German journalist Hartmut Sommerschuh: The use of uranium munitions causes long-term cancer and genetic damage. But the British government wants to supply Ukraine with it.
◾ With the announcement of the British government to supply uranium ammunition to Ukraine, the German media were simultaneously provided with the package insert that international bodies had not documented any "long-term" health effects of depleted uranium.

◾ German physician Prof. Dr. Dr. Siegwart-Horst Günther was able to provide early evidence that depleted uranium causes symptoms of heavy metal poisoning and leads to death through acute failure of the liver and kidneys. Or the affected person falls ill with leukemia, other types of cancer or AIDS-like symptoms. Due to the radioactive damage to the egg and sperm cells, there are also malformations in the following generation.
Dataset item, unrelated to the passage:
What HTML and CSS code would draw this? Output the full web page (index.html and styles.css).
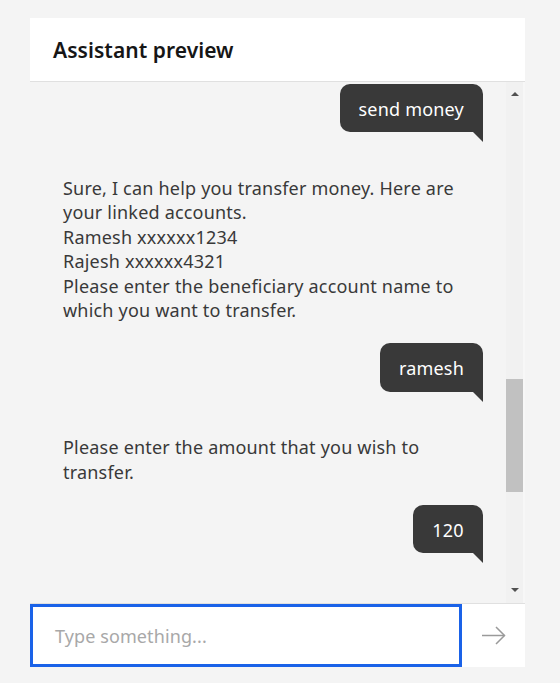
FILE: index.html
```html
<!DOCTYPE html>
<html lang="en">
<head>
<meta charset="utf-8">
<title>Assistant preview</title>
<link rel="stylesheet" href="styles.css">
</head>
<body>
<div class="panel">
  <div class="header">Assistant preview</div>
  <div class="chat">
    <div class="messages">
      <div class="msg-user"><div class="bubble">send money</div></div>
      <div class="msg-bot">Sure, I can help you transfer money. Here are your linked accounts.<br>Ramesh xxxxxx1234<br>Rajesh xxxxxx4321<br>Please enter the beneficiary account name to which you want to transfer.</div>
      <div class="msg-user"><div class="bubble">ramesh</div></div>
      <div class="msg-bot">Please enter the amount that you wish to transfer.</div>
      <div class="msg-user"><div class="bubble">120</div></div>
    </div>
    <div class="scrollbar">
      <div class="sb-btn"><span class="tri-up"></span></div>
      <div class="sb-track"><div class="sb-thumb"></div></div>
      <div class="sb-btn"><span class="tri-down"></span></div>
    </div>
    <div class="edge"></div>
  </div>
  <div class="composer">
    <div class="input">Type something...</div>
    <div class="send">
      <svg width="24" height="19" viewBox="0 0 24 19" fill="none" stroke="#9a9a9a" stroke-width="1.5">
        <path d="M0 9.5 H22.5"/>
        <path d="M14 1 L22.5 9.5 L14 18"/>
      </svg>
    </div>
  </div>
</div>
</body>
</html>
```
FILE: styles.css
```css
html, body { margin: 0; padding: 0; }
body {
  background: #f4f4f4;
  font-family: "Noto Sans", "Open Sans", sans-serif;
  padding: 18px 35px 0 30px;
  height: 683px;
  box-sizing: border-box;
}
.panel {
  width: 495px;
  display: flex;
  flex-direction: column;
}
.header {
  background: #fff;
  height: 63px;
  border-bottom: 1px solid #e0e0e0;
  padding-left: 23px;
  display: flex;
  align-items: center;
  font-size: 21px;
  font-weight: 600;
  color: #161616;
  letter-spacing: 0.05px;
}
.chat {
  height: 521px;
  display: flex;
  background: #f4f4f4;
  overflow: hidden;
}
.messages {
  flex: 1;
  padding: 2px 23px 0 33px;
  display: flex;
  flex-direction: column;
  font-size: 18px;
  line-height: 24.4px;
  letter-spacing: 0.2px;
}
.msg-user {
  display: flex;
  justify-content: flex-end;
  margin-bottom: 43.5px;
}
.bubble {
  position: relative;
  background: #393939;
  color: #fff;
  padding: 13px 19px 11px;
  border-radius: 10px 10px 0 10px;
  min-width: 32px;
  text-align: center;
}
.bubble::after {
  content: "";
  position: absolute;
  right: 0;
  top: 100%;
  border-top: 10px solid #393939;
  border-left: 10px solid transparent;
}
.msg-bot {
  color: #393939;
  width: 402px;
  margin-bottom: 21px;
}
.scrollbar {
  width: 17px;
  background: #f1f1f1;
  display: flex;
  flex-direction: column;
}
.sb-btn {
  height: 17px;
  display: flex;
  align-items: center;
  justify-content: center;
}
.tri-up {
  width: 0; height: 0;
  border-left: 4px solid transparent;
  border-right: 4px solid transparent;
  border-bottom: 4px solid #505050;
  margin-top: 6px;
}
.tri-down {
  width: 0; height: 0;
  border-left: 4px solid transparent;
  border-right: 4px solid transparent;
  border-top: 4px solid #505050;
  margin-bottom: 10px;
}
.sb-track {
  flex: 1;
  display: flex;
  flex-direction: column;
  padding-top: 280px;
}
.sb-thumb {
  height: 113px;
  width: 17px;
  background: #c1c1c1;
}
.edge {
  width: 2px;
  background: #f7f7f7;
}
.composer {
  display: flex;
  height: 63px;
  border-top: 1px solid #e0e0e0;
  background: #fff;
}
.input {
  width: 432px;
  box-sizing: border-box;
  border: 3px solid #1a62e8;
  padding-left: 22px;
  display: flex;
  align-items: center;
  font-size: 18px;
  color: #a8a8a8;
  letter-spacing: 0.1px;
}
.send {
  flex: 1;
  display: flex;
  align-items: center;
  justify-content: center;
}
```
◾ Through inhalation and with water, uranium oxide particles enter the body. They first damage the bone marrow and lymphatic system. Leukemia and malignant enlargements of the lymph nodes develop. The particles also travel to the brain, kidneys and testicles. And because they become as hard as ceramics when they penetrate the armor due to the heat of combustion, they are insoluble and destroy the genetic information of the cells in the body with their alpha radiation over a period of years.
NATO first used uranium munitions in Yugoslavia in 1999
During the 78-day war, 31,000 uranium projectiles containing about ten tons of depleted uranium were fired at more than 80 locations. Primarily in southern Serbia and Kosovo. As early as April 22, 1999, the ARD program "Monitor" drew attention to this.
The RBB environmental television series "Ozone" also investigated the consequences in several reports. Swedish and Swiss laboratories independently proved that such 30-millimeter projectiles also contain traces of plutonium. For example, four sites in southeastern Serbia near Vranje were hit: the villages of Borovac, Bratoselce, and Reljan, and the mountain Pljačkovica, which is dotted with a radar station.
Seven of eight workers who spent three weeks clearing bomb remnants there at the time died in agony years later. Scientists from the University of Thessaloniki found that radioactive contamination in Macedonia increased eightfold after the war. This was a worse environmental catastrophe than the consequences of the reactor disaster in Chernobyl.

An elderly woman stands crying next to the rubble of destroyed houses Wednesday, April 28, 1999, in Surdulica, about 250 kilometers south of Belgrade, after the village was hit in a NATO airstrike.